Told he was too small to be a ballplayer, Ross always bristled. "He thinks he's 6-foot-13," said he dad.
After Ross's second home run, on the heels of a hail of hard-hit balls against Lincecum, the aura of both men was pierced. Much of pitching is mound presence. Can you create the impression that the whole game belongs to you and, that with the ball in your hand, the opponent is essentially passive, a victim alone against his fate?

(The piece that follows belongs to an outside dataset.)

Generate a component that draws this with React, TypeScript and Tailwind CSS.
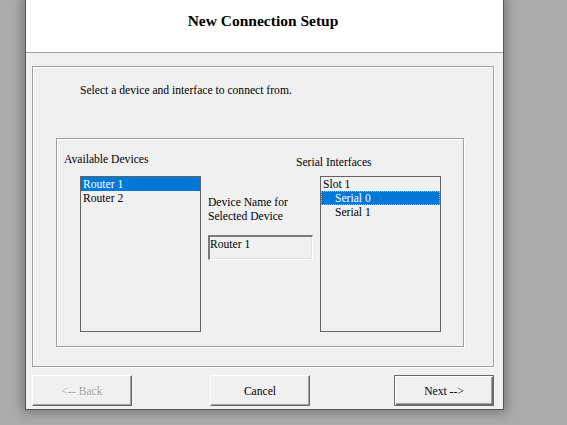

Halladay creates that oppression with a grim stare, otherworldly precision in his best starts and a variety of pitches that are hard and late moving. Lincecum has the pallor of a vampire and the hair of a grunge guitarist. But it's his dolorous bearing that marks him; he has the mean of an Elizabethan courier who arrives with bad tidings to the hitter. While regrettable, he knows the job simply must be done.
However, as any game evolves, the ambience around the pitchers, even great ones, changes. And Halladay, undone by the catalytic crashes of Ross's bat, was more vulnerable. In the sixth inning, with two outs and none on, the same Halladay who joined Don Larsen last week in hitless lore, allowed a single, double and single in quick sequence for two lightning quick runs. Buster Posey, Pat Burrell and Juan Uribe hit the ball sharply in succession with Burrell's blast smacking off the left field wall.
Yet that 4-1 lead wasn't enough to give Lincecum smooth sailing. In the bottom of the sixth inning, Utley beat out an infield single off Lincecum's glove and Werth crunched his opposite-field homer into the first row in right field to cut the lead to 4-3.
Lincecum might have wilted. In his times at bat, he'd been met with hundreds of wolf whistles, a response Phils fans found appropriate to any ballplayer who'd wear his hair shoulder length. But after Werth's homer, he retired the final four Phils he faced.
When Bob Gibson (1.12 ERA) met Denny McLain (31 wins) in Game 1 of the '68 World Series, the great Cardinal struck out 17 Tigers and pitched a shutout. But anticipated postseason matchups can't always work that way.
Sometimes, the victory goes to the man who gets up off the deck, ignores the packed house, as well as his hulking rival and just keeps on fighting.